Ma le pressioni da parte di Autorità, stampa e intellettuali dell’epoca, per il ritorno di Edgardo in famiglia, continuarono e, con il raggiungimento della sua maggiore età, furono rivolte direttamente all’interessato. Ma il giovane deluse tutti i suoi “difensori” – mossi più da ragioni politiche che umanitarie – non solo rifiutandosi sempre di aderire ai loro pressanti inviti, ma anche abbracciando la vita consacrata, con il nome di Padre Pio Maria, nell’Ordine dei Canonici Regolari Lateranensi che lo aveva accolto ed educato e manifestando, perciò, con le parole e con i fatti una sconfinata gratitudine nei confronti di quel Papa dipinto all’opinione pubblica come suo carnefice. Questo esito della vicenda, che forse nessuno si aspettava e indispettisce ancora i laicisti, è spiegabile solo in un’ottica di fede. L’unico commento possibile è quello del Salmo 118, 23: “Ecco l’opera del Signore: una meraviglia ai nostri occhi”.

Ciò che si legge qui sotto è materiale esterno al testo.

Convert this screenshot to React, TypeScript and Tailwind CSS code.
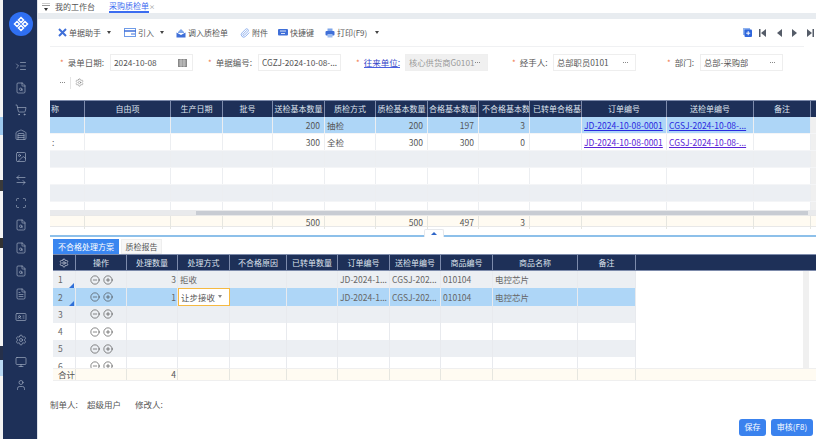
import {
  ArrowLeftRight,
  CircleMinus,
  CirclePlus,
  FileSearch,
  FileText,
  IdCard,
  Image,
  ListIndentIncrease,
  Monitor,
  Paperclip,
  Scan,
  Settings,
  ShoppingCart,
  User,
  Warehouse,
} from "lucide-react";
import type { ReactNode } from "react";

const FONT = "font-['Noto_Sans_CJK_SC','Noto_Sans',sans-serif]";
const UPPER_COLS = "grid grid-cols-[35px_86px_52px_50px_52px_51px_52px_51px_51px_52px_85px_87px_57px_5px]";
const LOWER_COLS = "grid grid-cols-[23px_51px_51px_52px_57px_51px_52px_51px_52px_85px_58px_173px]";

const sideIcons = [
  { Icon: ListIndentIncrease, cls: "mb-[10px]" },
  { Icon: FileSearch, cls: "mb-[10px]" },
  { Icon: ShoppingCart, cls: "mb-[13px]" },
  { Icon: Warehouse, cls: "mb-[10px]" },
  { Icon: Image, cls: "mb-[11px]" },
  { Icon: ArrowLeftRight, cls: "mb-[11px]" },
  { Icon: Scan, cls: "mb-[10px]" },
  { Icon: FileSearch, cls: "mb-[11px]" },
  { Icon: FileSearch, cls: "mb-[11px]" },
  { Icon: FileSearch, cls: "mb-[11px]" },
  { Icon: FileText, cls: "mb-[11px]" },
  { Icon: IdCard, cls: "mb-[11px]" },
  { Icon: Settings, cls: "mb-[10px]" },
  { Icon: Monitor, cls: "mb-[11px]" },
  { Icon: User, cls: "" },
];

function Sidebar() {
  return (
    <div className="flex w-[38px] shrink-0">
      <div className="flex w-[3px] flex-col bg-[#f4f4f4]">
        <div className="h-[117px]" />
        <div className="h-[18px] bg-[#9cc8ee]" />
        <div className="h-[45px]" />
        <div className="h-[11px] bg-[#3a3a3a]" />
        <div className="h-[47px]" />
        <div className="h-[10px] bg-[#333333]" />
        <div className="h-[98px]" />
        <div className="h-[14px] bg-[#26304a]" />
        <div className="h-[16px] bg-[#b9d9f4]" />
      </div>
      <div className="flex w-[34px] flex-col items-center bg-[#1e3058] pl-[2px] pt-[12px]">
        <div className="mb-[24px] flex h-[24px] w-[24px] shrink-0 items-center justify-center rounded-full bg-[#2f6ff2]">
          <svg width="16" height="16" viewBox="0 0 16 16" fill="none" stroke="white" strokeWidth="1.5">
            <path d="M8 1.5 10.5 4 8 6.5 5.5 4Z" />
            <path d="M8 9.5 10.5 12 8 14.5 5.5 12Z" />
            <path d="M4 5.5 6.5 8 4 10.5 1.5 8Z" />
            <path d="M12 5.5 14.5 8 12 10.5 9.5 8Z" />
          </svg>
        </div>
        {sideIcons.map(({ Icon, cls }, i) => (
          <Icon key={i} size={12} strokeWidth={1.3} className={`${cls} shrink-0 text-[#a9b4c8]`} />
        ))}
      </div>
      <div className="w-px bg-[#dfe3ea]" />
    </div>
  );
}

function Caret() {
  return <span className="inline-block h-0 w-0 border-x-[2.5px] border-t-[3px] border-x-transparent border-t-[#444444]" />;
}

function ToolItem({ icon, label, caret, cls, caretCls = "ml-[6px]" }: { icon: ReactNode; label: string; caret?: boolean; cls: string; caretCls?: string }) {
  return (
    <div className={`flex items-center ${cls}`}>
      {icon}
      <span className="ml-[2px] whitespace-nowrap">{label}</span>
      {caret && <span className={`flex ${caretCls}`}><Caret /></span>}
    </div>
  );
}

function Toolbar() {
  return (
    <div className="mx-[12px] flex h-[28px] items-center border-b border-[#f0f1f3] pl-[8px] text-[8px] text-[#555555]">
      <ToolItem
        cls="mr-[13px]"
        caret
        label="单据助手"
        icon={
          <svg width="9" height="9" viewBox="0 0 9 9" stroke="#3f6fd8" strokeWidth="2">
            <path d="M1 1 8 8M8 1 1 8" />
          </svg>
        }
      />
      <ToolItem
        cls="mr-[12px]"
        caret
        label="引入"
        icon={
          <svg width="12" height="9" viewBox="0 0 12 9" fill="none" stroke="#6f9be8" strokeWidth="1">
            <rect x="0.5" y="0.5" width="11" height="8" />
            <path d="M0 3h12" stroke="#3f6fd8" strokeWidth="1.5" />
            <path d="M7 6h4" stroke="#3f6fd8" />
          </svg>
        }
      />
      <ToolItem
        cls="mr-[12px]"
        label="调入质检单"
        icon={
          <svg width="10" height="10" viewBox="0 0 10 10">
            <path d="M2 4 5 1l3 3v1H2Z" fill="#7fa6ea" />
            <path d="M0.5 4.5 5 7l4.5-2.5V9.5h-9Z" fill="#3f6fd8" />
          </svg>
        }
      />
      <ToolItem cls="mr-[10px]" label="附件" icon={<Paperclip size={10} strokeWidth={1.8} className="text-[#6f9be8]" />} />
      <ToolItem
        cls="mr-[11px]"
        label="快捷键"
        icon={
          <svg width="10" height="8" viewBox="0 0 10 8">
            <rect width="10" height="6.5" rx="1" fill="#3f6fd8" />
            <path d="M2 2h6M3 4.5h4" stroke="white" strokeWidth="0.8" />
          </svg>
        }
      />
      <ToolItem
        cls=""
        caret
        caretCls="ml-[8px]"
        label="打印(F9)"
        icon={
          <svg width="10" height="10" viewBox="0 0 10 10">
            <rect x="2.5" y="0.5" width="5" height="3" fill="#7fa6ea" />
            <rect x="0.5" y="3" width="9" height="4.5" rx="1" fill="#3f6fd8" />
            <rect x="2.5" y="6" width="5" height="3.5" fill="#9dbcf0" />
          </svg>
        }
      />
      <div className="ml-auto mr-[-10px] flex items-center">
        <svg width="9" height="9" viewBox="0 0 9 9" className="mr-[7px]">
          <rect x="0" y="0" width="7" height="7" fill="#8fb2ee" />
          <rect x="1.5" y="1.5" width="7.5" height="7.5" rx="1" fill="#2f66dc" />
          <path d="M5.2 3.2v4M3.2 5.2h4" stroke="white" strokeWidth="1" />
        </svg>
        <svg width="7" height="8" viewBox="0 0 7 8" fill="#555c68" className="mr-[11px]">
          <path d="M0 0h1.5v8H0ZM7 0v8L2 4Z" />
        </svg>
        <svg width="5" height="8" viewBox="0 0 5 8" fill="#555c68" className="mr-[10px]">
          <path d="M5 0v8L0 4Z" />
        </svg>
        <svg width="5" height="8" viewBox="0 0 5 8" fill="#555c68" className="mr-[10px]">
          <path d="M0 0v8l5-4Z" />
        </svg>
        <svg width="7" height="8" viewBox="0 0 7 8" fill="#555c68">
          <path d="M7 0H5.5v8H7ZM0 0v8l5-4Z" />
        </svg>
      </div>
    </div>
  );
}

function Dots() {
  return (
    <span className="flex shrink-0 gap-[1px]">
      <span className="h-px w-px bg-[#888888]" />
      <span className="h-px w-px bg-[#888888]" />
      <span className="h-px w-px bg-[#888888]" />
    </span>
  );
}

function Field({
  label,
  value,
  cls,
  labelCls = "text-[#555555]",
  disabled,
  dots = true,
  icon,
}: {
  label: string;
  value: string;
  cls: string;
  labelCls?: string;
  disabled?: boolean;
  dots?: boolean;
  icon?: ReactNode;
}) {
  return (
    <div className={`flex items-center ${cls}`}>
      <span className="mr-[4px] text-[8px] text-[#f0764a]">*</span>
      <span className={`whitespace-nowrap text-[8.5px] ${labelCls}`}>{label}</span>
      <div
        className={`ml-auto flex h-[17px] w-[83px] items-center justify-between border px-[3px] text-[8.3px] ${
          disabled ? "border-[#efefef] bg-[#f0f0f0] text-[#999999]" : "border-[#eeeeee] bg-white text-[#555555]"
        }`}
      >
        <span className="min-w-0 overflow-hidden whitespace-nowrap">{value}</span>
        {icon ?? (dots && <span className="mr-[4px] flex"><Dots /></span>)}
      </div>
    </div>
  );
}

function Form() {
  return (
    <div className="h-[53px] pl-[22px] pt-[7px]">
      <div className="flex items-center">
        <Field
          cls="mr-[15px] w-[133px]"
          label="录单日期:"
          value="2024-10-08"
          icon={
            <svg width="9" height="9" viewBox="0 0 9 9" fill="#888888" className="mr-[2px]">
              <path d="M0 1h9v8H0Z" />
              <path d="M1 3h7M3 1v8M6 1v8M1 5h7M1 7h7" stroke="#f3f3f3" strokeWidth="0.5" />
            </svg>
          }
        />
        <Field cls="mr-[15px] w-[133px]" label="单据编号:" value="CGZJ-2024-10-08-..." dots={false} />
        <Field
          cls="mr-[24px] w-[132px]"
          label="往来单位:"
          labelCls="border-b border-[#4a5fe0] leading-[10px] text-[#3346c8]"
          value="核心供货商G0101"
          disabled
        />
        <Field cls="mr-[31px] w-[124px]" label="经手人:" value="总部职员0101" />
        <Field cls="w-[116px]" label="部门:" value="总部-采购部" />
      </div>
      <div className="mt-[5px] flex h-[13px] items-center">
        <Dots />
        <span className="ml-[5px] h-[12px] w-px bg-[#e4e4e4]" />
        <Settings size={9} strokeWidth={1.4} className="ml-[4px] text-[#777777]" />
      </div>
    </div>
  );
}

const upperHeads = ["称", "自由项", "生产日期", "批号", "送检基本数量", "质检方式", "质检基本数量", "合格基本数量", "不合格基本数量", "已转单合格基本", "订单编号", "送检单编号", "备注", ""];

function HeadCell({ text, cls = "justify-center" }: { text: string; cls?: string }) {
  return (
    <div className={`flex items-center overflow-hidden whitespace-nowrap border-r border-[#7d8bab] text-[8px] text-[#dfe4ee] last:border-r-0 ${cls}`}>
      {text}
    </div>
  );
}

function UpperRow({ cells, bg, link }: { cells: string[]; bg: string; link: string }) {
  return (
    <div className={`${UPPER_COLS} h-[17px] border-b border-[#f4f5f7] ${bg}`}>
      {cells.map((c, i) => {
        const num = [4, 6, 7, 8].includes(i);
        const isLink = i === 10 || i === 11;
        return (
          <div
            key={i}
            className={`flex items-center overflow-hidden whitespace-nowrap border-r border-[#eceef1] px-[2px] text-[8.5px] text-[#555555] last:border-r-0 last:bg-[#f0f0f0] ${
              num ? "justify-end pr-[4px]" : ""
            }`}
          >
            {isLink ? <span className={`underline ${link}`}>{c}</span> : c}
          </div>
        );
      })}
    </div>
  );
}

const emptyUpper = upperHeads.map(() => "");

function UpperTable() {
  return (
    <div className="ml-[12px]">
      <div className={`${UPPER_COLS} h-[17px] border-t border-[#7d8bab] bg-[#1e3058]`}>
        {upperHeads.map((h, i) => (
          <HeadCell key={i} text={h} cls={i === 0 ? "justify-start pl-px" : i === 8 || i === 9 ? "justify-start pl-[3px]" : "justify-center"} />
        ))}
      </div>
      <UpperRow
        bg="bg-[#aed6f7]"
        link="text-[#2a2ae0]"
        cells={["", "", "", "", "200", "抽检", "200", "197", "3", "", "JD-2024-10-08-0001", "CGSJ-2024-10-08-...", "", ""]}
      />
      <UpperRow
        bg="bg-white"
        link="text-[#5a24d6]"
        cells={[":", "", "", "", "300", "全检", "300", "300", "0", "", "JD-2024-10-08-0001", "CGSJ-2024-10-08-...", "", ""]}
      />
      <UpperRow bg="bg-[#eceff3]" link="" cells={emptyUpper} />
      <UpperRow bg="bg-white" link="" cells={emptyUpper} />
      <UpperRow bg="bg-[#eceff3]" link="" cells={emptyUpper} />
      <div className={`${UPPER_COLS} h-[8px] bg-white`}>
        {upperHeads.map((_, i) => (
          <div key={i} className="border-r border-[#eceef1] last:border-r-0 last:bg-[#f0f0f0]" />
        ))}
      </div>
      <div className="h-[5px] bg-[#e9eaec] pl-[146px] pr-[8px] pt-px">
        <div className="h-[4px] bg-[#c8ccd3]" />
      </div>
      <div className={`${UPPER_COLS} h-[12px] border-y border-[#e8e8e8] bg-[#fffbf2]`}>
        {["", "", "", "", "500", "", "500", "497", "3", "", "", "", "", ""].map((c, i) => (
          <div key={i} className="flex items-center justify-end border-r border-[#e6e6e0] pr-[4px] text-[8.5px] text-[#555555] last:border-r-0">
            {c}
          </div>
        ))}
      </div>
    </div>
  );
}

const lowerHeads = ["", "操作", "处理数量", "处理方式", "不合格原因", "已转单数量", "订单编号", "送检单编号", "商品编号", "商品名称", "备注", ""];

function LowerRow({ n, bg, qty, way, picked, filled, tri }: { n: number; bg: string; qty?: string; way?: string; picked?: boolean; filled?: boolean; tri?: boolean }) {
  const cellCls = "flex items-center overflow-hidden whitespace-nowrap border-r border-[#e8eaee] px-[2px] text-[8.5px] text-[#666666]";
  return (
    <div className={`${LOWER_COLS} h-[17.3px] shrink-0`}>
      <div className={`${cellCls} ${bg} relative pl-[5px]`}>
        {n}
        {tri && <span className="absolute bottom-0 right-px h-0 w-0 border-b-[5px] border-l-[5px] border-b-[#2f6fd8] border-l-transparent" />}
      </div>
      <div className={`${cellCls} ${bg} justify-center gap-[3px]`}>
        <CircleMinus size={10} strokeWidth={1.5} className="shrink-0 text-[#444444]" />
        <CirclePlus size={10} strokeWidth={1.5} className="shrink-0 text-[#444444]" />
      </div>
      <div className={`${cellCls} ${bg} justify-end pr-[1px]`}>{qty}</div>
      {picked ? (
        <div className="flex items-center justify-between border border-[#f5b942] bg-white px-[2px] text-[8.5px] text-[#555555]">
          {way}
          <span className="mr-[5px] flex">
            <span className="h-0 w-0 border-x-[2.5px] border-t-[3px] border-x-transparent border-t-[#888888]" />
          </span>
        </div>
      ) : (
        <div className={`${cellCls} ${bg}`}>{way}</div>
      )}
      <div className={`${cellCls} ${bg}`} />
      <div className={`${cellCls} ${bg}`} />
      <div className={`${cellCls} ${bg}`}>{filled && "JD-2024-1..."}</div>
      <div className={`${cellCls} ${bg}`}>{filled && "CGSJ-202..."}</div>
      <div className={`${cellCls} ${bg}`}>{filled && "010104"}</div>
      <div className={`${cellCls} ${bg}`}>{filled && "电控芯片"}</div>
      <div className={`${cellCls} ${bg}`} />
      <div className="flex justify-end bg-white">
        <div className="w-[6px] bg-[#f0f0f0]" />
      </div>
    </div>
  );
}

function LowerPanel() {
  return (
    <div className="relative mt-[8px] ml-[12px] border-t-2 border-[#8dc0ea] pl-[3px] pt-[2px]">
      <div className="absolute -top-[8px] left-[374px] flex h-[8px] w-[20px] items-center justify-center rounded-t-[2px] border border-b-0 border-[#e6e8ec] bg-white">
        <span className="h-0 w-0 border-x-[3px] border-b-[3px] border-x-transparent border-b-[#2f66c8]" />
      </div>
      <div className="flex h-[15px] items-stretch gap-[2px]">
        <div className="flex w-[66px] items-center justify-center whitespace-nowrap bg-[#3a86f0] text-[8px] text-white">不合格处理方案</div>
        <div className="flex w-[41px] items-center justify-center whitespace-nowrap border border-[#eeeeee] bg-[#f7f7f7] text-[8px] text-[#555555]">质检报告</div>
      </div>
      <div className={`${LOWER_COLS} h-[17px] border-y border-[#7d8bab] bg-[#1e3058]`}>
        {lowerHeads.map((h, i) =>
          i === 0 ? (
            <div key={i} className="flex items-center justify-center border-r border-[#7d8bab]">
              <Settings size={10} strokeWidth={1.6} className="text-[#dfe4ee]" />
            </div>
          ) : (
            <HeadCell key={i} text={h} />
          ),
        )}
      </div>
      <div className="flex h-[97px] flex-col overflow-hidden">
        <LowerRow n={1} bg="bg-[#eceff3]" qty="3" way="拒收" filled tri />
        <LowerRow n={2} bg="bg-[#aed6f7]" qty="1" way="让步接收" picked filled tri />
        <LowerRow n={3} bg="bg-[#eceff3]" />
        <LowerRow n={4} bg="bg-white" />
        <LowerRow n={5} bg="bg-[#eceff3]" />
        <LowerRow n={6} bg="bg-white" />
      </div>
      <div className={`${LOWER_COLS} h-[13px] border-y border-[#efefef] bg-[#fffbf2] text-[8.5px] text-[#555555]`}>
        {["合计", "", "4", "", "", "", "", "", "", "", "", ""].map((c, i) => (
          <div key={i} className={`flex items-center overflow-hidden whitespace-nowrap border-r border-[#e6e6e0] pr-[1px] last:border-r-0 ${i === 0 ? "pl-[5px]" : "justify-end"}`}>
            {c}
          </div>
        ))}
      </div>
    </div>
  );
}

export default function App() {
  return (
    <div className={`flex h-[439px] w-[816px] overflow-hidden bg-white ${FONT}`}>
      <Sidebar />
      <div className="flex min-w-0 flex-1 flex-col">
        <div className="flex h-[13px] items-center overflow-hidden text-[8px] text-[#555555]">
          <svg width="8" height="8" viewBox="0 0 8 8" className="ml-[4px]">
            <path d="M0 0h8M0 2.5h8" stroke="#999999" />
            <path d="M2 5h4L4 8Z" fill="#333333" />
          </svg>
          <span className="ml-[5px] whitespace-nowrap">我的工作台</span>
          <span className="ml-[14px] flex h-[13px] w-[40px] items-center whitespace-nowrap border-b-2 border-[#3b6cf0] pt-[1px] text-[#3b6cf0]">采购质检单</span>
          <span className="text-[6px] text-[#888888]">×</span>
        </div>
        <div className="h-[6px] bg-[#e8ecf0]" />
        <Toolbar />
        <Form />
        <UpperTable />
        <LowerPanel />
        <div className="ml-[12px] mt-[17px] flex text-[8.5px] text-[#555555]">
          <span className="w-[37px]">制单人:</span>
          <span className="w-[48px]">超级用户</span>
          <span>修改人:</span>
        </div>
        <div className="mr-[3px] mt-[8px] flex justify-end gap-[5px]">
          <button className="flex h-[17px] w-[27px] items-center justify-center rounded-[3px] bg-[#3a82ee] text-[8px] text-white">保存</button>
          <button className="flex h-[17px] w-[42px] items-center justify-center rounded-[3px] bg-[#3a82ee] text-[8px] text-white">审核(F8)</button>
        </div>
      </div>
    </div>
  );
}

Padre Pio Maria Mortara, morto a 90 anni in Belgio nel 1940, scrisse un memoriale sulla sua vicenda finalizzato a far tacere una volta per tutte le illazioni sul suo conto. Quest’opera, conservata nell’archivio del suo Ordine è stata pubblicata qualche anno fa, ma pur essendo densa di fede cattolica e di devota gratitudine verso Pio IX, non è stata sufficiente a far tacere le calunnie su questo Papa che si sono rinverdite in occasione della sua beatificazione. Come se la Chiesa dovesse chiedere il permesso del “mondo” per fissare i criteri in base ai quali proclamare la santità di un suo figlio. Ma oggi la cultura occidentale, caduta sotto il dogmatismo imposto e controllato dalla “political correctness” pretenderebbe anche questo e infatti agisce con ogni mezzo per incoraggiare il pregiudizio contro il Cattolicesimo e, in particolare, contro quegli uomini che, al suo interno, si sono mostrati più coerenti con la dottrina millenaria della Chiesa. Pio IX è fra questi e il caso Mortara è tra le sue colpe più imperdonabili.
Contra facta non valent argumenta, ma la forza del pregiudizio è enorme e i miei amici sono rimasti della loro opinione.
[1] Cfr. “Io, il bambino ebreo rapito da Pio IX, Il Memoriale inedito del protagonista del caso Mortara”, LE SCIE MONDADORI 2005.
3 commenti su “IL “CASO MORTARA”. IN DIFESA DEL BEATO PIO IX – di Carla D’Agostino Ungaretti”
Non si rispetta il diritto naturale, sottraendo un bambino di sette anni agli amorevoli genitori! e come avrebbe potuto a sette anni resistere alle lusinghe dei suoi carcerieri?
sarebbe andato all’inferno se fosse rimasto ebreo?
la chiesa si erge a paladina del diritto naturale, ma al contrario il caso Mortara dimostra ampiamente che e’ il favor fidei a prevalere sul diritto naturale stesso.